I read through both versions of the lyric, and I think I like this one much
better. If the first song had been all about "she" vs. "you", I could have
heard it as a recounting by you of an unhappy love experience -- not as
involving as something I could place myself in, but still it might be
interesting, especially if a little more lyric real estate had been devoted
to painting the place for me. (I have no idea where Lanzarote is, but now
I'm curious).
On the second lyric, though, I found myself remembering experiences that
were similar to yours -- the slightly awkward vacation that's meant to be
romantic. A lot more feelings came up and I found myself sort of
daydreaming away as the story carried me along. As a "listener" (reader,
really), it was much more involving. There wasn't a spot in the second
lyric where I was jarred, lost, or separated from the action.
So, for me, at least, the second version was much more enjoyable. Standing
back and looking at the two, the second one seems a little too generic, but
often a lyric serves as a vehicle, I think, instead of a stand-alone work
of art. In the same way that musicians in a band need to leave space for
each other, I think lyrics need to leave space for the music to contribute.
In verse 3, I think there might be a better contrast than sunlight tanning
and darkness within. For me, I don't feel sunlight tan my skin, I feel it
bake my skin (or warm my skin, etc.) What I mean to say is, tanning is
really something you see, not something you feel, so that phrase was not as
strong as I'd like. Maybe warmth and coldness as the contrast -- the
coldness showing the distance between the two people.
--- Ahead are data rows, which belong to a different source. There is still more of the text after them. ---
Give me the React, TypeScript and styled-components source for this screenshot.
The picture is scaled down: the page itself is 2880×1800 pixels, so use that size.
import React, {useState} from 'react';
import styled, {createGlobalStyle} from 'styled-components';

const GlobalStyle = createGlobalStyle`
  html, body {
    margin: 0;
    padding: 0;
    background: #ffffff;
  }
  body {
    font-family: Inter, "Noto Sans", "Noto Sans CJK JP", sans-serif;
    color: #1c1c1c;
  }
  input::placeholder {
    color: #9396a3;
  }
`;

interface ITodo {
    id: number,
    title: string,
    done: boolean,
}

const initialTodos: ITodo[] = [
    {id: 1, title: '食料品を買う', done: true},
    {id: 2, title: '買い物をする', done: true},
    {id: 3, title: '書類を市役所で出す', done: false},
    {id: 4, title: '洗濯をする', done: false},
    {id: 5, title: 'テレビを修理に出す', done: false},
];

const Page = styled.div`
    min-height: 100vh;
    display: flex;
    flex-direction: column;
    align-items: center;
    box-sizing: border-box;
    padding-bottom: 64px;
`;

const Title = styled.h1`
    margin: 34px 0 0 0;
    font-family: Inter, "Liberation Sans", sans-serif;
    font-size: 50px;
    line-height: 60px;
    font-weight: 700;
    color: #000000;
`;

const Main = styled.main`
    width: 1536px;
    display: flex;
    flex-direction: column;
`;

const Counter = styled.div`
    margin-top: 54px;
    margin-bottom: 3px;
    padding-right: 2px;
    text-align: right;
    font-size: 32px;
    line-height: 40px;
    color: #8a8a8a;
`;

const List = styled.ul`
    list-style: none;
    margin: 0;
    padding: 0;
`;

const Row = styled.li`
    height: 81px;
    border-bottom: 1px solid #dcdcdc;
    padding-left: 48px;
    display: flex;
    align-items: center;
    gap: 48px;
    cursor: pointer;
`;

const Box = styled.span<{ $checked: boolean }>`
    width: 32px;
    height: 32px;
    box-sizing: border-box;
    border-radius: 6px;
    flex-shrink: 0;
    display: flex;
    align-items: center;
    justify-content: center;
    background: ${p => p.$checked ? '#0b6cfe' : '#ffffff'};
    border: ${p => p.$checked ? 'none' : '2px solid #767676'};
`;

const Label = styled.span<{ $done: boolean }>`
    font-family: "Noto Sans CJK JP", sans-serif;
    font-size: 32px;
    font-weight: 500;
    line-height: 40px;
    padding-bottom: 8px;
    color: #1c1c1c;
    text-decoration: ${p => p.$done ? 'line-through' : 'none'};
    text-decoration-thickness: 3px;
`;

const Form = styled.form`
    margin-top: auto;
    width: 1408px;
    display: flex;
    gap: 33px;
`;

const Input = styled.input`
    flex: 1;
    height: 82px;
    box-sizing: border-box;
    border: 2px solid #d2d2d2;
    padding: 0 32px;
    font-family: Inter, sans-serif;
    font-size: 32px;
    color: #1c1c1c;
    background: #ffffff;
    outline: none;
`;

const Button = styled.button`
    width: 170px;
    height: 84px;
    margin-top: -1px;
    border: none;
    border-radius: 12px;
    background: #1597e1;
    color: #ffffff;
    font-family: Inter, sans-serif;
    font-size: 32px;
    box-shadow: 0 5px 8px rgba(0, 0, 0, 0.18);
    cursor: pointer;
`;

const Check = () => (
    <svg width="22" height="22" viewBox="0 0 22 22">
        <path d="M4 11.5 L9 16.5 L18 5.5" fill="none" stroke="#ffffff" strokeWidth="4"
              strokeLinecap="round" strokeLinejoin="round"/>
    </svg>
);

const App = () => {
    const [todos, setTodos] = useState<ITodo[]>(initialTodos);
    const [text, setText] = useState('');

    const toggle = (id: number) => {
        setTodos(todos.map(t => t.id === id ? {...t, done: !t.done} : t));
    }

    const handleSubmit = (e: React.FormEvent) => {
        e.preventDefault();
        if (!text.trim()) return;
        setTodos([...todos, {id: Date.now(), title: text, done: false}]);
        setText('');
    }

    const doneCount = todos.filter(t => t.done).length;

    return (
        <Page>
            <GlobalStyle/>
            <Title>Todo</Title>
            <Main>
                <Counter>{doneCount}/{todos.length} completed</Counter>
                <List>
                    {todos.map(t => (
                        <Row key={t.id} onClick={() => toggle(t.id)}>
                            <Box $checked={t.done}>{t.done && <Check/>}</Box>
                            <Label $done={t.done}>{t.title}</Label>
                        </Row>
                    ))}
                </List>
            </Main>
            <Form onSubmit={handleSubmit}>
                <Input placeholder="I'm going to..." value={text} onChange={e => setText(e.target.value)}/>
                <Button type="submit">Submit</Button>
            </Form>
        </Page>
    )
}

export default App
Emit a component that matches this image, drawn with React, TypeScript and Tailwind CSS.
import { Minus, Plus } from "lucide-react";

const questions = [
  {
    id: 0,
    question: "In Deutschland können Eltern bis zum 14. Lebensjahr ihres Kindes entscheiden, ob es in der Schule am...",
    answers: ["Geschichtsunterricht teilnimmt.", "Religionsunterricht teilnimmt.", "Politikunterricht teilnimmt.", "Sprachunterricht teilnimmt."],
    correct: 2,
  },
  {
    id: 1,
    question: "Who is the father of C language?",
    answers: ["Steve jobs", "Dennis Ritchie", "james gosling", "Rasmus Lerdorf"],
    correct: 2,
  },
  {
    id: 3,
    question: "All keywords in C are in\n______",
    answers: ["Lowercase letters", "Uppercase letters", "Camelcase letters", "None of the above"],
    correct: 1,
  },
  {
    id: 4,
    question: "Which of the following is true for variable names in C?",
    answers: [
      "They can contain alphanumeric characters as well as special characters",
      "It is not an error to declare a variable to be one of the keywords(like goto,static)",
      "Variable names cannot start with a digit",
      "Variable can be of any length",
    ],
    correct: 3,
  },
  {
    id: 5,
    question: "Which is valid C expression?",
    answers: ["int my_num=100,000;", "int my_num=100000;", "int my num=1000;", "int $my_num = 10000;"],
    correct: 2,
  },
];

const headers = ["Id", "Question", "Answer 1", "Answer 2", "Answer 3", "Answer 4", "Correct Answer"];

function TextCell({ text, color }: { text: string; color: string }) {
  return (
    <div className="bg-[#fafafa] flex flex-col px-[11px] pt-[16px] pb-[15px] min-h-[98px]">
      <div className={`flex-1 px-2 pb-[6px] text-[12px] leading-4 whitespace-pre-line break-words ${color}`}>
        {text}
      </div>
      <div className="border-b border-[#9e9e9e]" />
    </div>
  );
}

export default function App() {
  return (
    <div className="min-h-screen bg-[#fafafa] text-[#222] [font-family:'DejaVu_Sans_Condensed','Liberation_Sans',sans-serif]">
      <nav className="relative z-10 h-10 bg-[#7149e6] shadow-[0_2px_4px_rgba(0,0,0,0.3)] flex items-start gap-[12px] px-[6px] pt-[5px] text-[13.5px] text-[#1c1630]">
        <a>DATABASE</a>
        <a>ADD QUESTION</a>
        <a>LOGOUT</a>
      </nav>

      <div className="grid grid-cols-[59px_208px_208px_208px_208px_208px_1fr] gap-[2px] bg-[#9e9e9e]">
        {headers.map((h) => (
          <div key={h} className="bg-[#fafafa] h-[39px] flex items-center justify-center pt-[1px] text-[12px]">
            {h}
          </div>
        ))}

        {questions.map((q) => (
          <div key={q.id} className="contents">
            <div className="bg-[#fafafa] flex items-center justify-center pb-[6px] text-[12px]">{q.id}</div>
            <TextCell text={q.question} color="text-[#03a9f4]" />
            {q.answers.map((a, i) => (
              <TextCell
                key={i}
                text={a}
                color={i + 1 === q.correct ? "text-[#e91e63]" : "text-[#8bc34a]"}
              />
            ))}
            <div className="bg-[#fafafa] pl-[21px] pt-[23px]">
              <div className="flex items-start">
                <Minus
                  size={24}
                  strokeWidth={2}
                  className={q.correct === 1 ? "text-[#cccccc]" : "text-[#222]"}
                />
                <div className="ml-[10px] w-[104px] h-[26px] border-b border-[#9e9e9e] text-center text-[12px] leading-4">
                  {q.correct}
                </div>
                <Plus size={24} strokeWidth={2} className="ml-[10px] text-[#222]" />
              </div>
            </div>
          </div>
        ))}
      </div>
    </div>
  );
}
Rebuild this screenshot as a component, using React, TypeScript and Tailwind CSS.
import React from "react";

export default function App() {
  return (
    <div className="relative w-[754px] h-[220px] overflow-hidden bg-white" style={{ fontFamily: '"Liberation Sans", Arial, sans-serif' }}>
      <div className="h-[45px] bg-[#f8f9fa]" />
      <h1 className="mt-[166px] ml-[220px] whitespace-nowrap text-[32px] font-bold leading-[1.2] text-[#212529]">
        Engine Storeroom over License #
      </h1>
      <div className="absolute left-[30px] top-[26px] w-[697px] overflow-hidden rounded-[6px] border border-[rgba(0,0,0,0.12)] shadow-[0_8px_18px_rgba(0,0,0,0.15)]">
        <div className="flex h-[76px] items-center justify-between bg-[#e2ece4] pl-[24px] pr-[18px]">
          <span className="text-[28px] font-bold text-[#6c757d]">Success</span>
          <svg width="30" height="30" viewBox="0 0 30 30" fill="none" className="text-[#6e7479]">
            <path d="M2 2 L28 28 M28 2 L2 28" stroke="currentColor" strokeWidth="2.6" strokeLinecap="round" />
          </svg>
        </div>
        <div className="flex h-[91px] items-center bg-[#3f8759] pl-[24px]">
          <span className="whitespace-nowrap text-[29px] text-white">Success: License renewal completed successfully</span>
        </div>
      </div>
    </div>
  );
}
I think I'd go for some other re-wording in the bridge, rather than
"Undertow/below" again. That's not an easy task... not sure how you'd
describe an undertow, but if you could come up with some creative image that
expresses "undertow" without saying it again, I think that would be ideal.
In some way, the bridge needs to include some new insight into the
picture -- maybe about something else entirely. An example of the distance
between them would be good; a visual that would never happen if the two were
at ease with other. I also think the first line of the bridge seems overly
long - "I wanted to feel sure that we were meant to be" - not sure how you'd
re-write it, though. You could drop the "that" and let the singer phrase it
to get the sense of the line.
I wouldn't mind seeing a modified final chorus that somehow expresses what
the man would do if he found himself back with her, ending in "taking refuge
in our kissing".
Couple of possible grammar/translation items:
"I'm not to say" -- not sure if you mean "I wouldn't say" or "I cannot
say" -- don't think "I'm not to say" is commonly used, except as a formal
way of saying "I have been forbidden to speak about this"
"Laughter", is used in the singular form -- you could use "laughs" if you
wanted a plural word ("we had some laughs")
As always, just one opinion. Hope the feedback helps -- if not, ignore it.
:^)
-- James
"Carl Joensson" <email-address-deleted> wrote in message
news:email-address-deleted...
> Hi again!
>
> Thanks David and Tracy for honest reactions and sound advice. Yes, I
> did a rewrite. It's still a depressing little story, but I hope it's
> less diary-like and that the water/undertow image has been developed a
> bit further. And I have allowed a few words to reappear at new places.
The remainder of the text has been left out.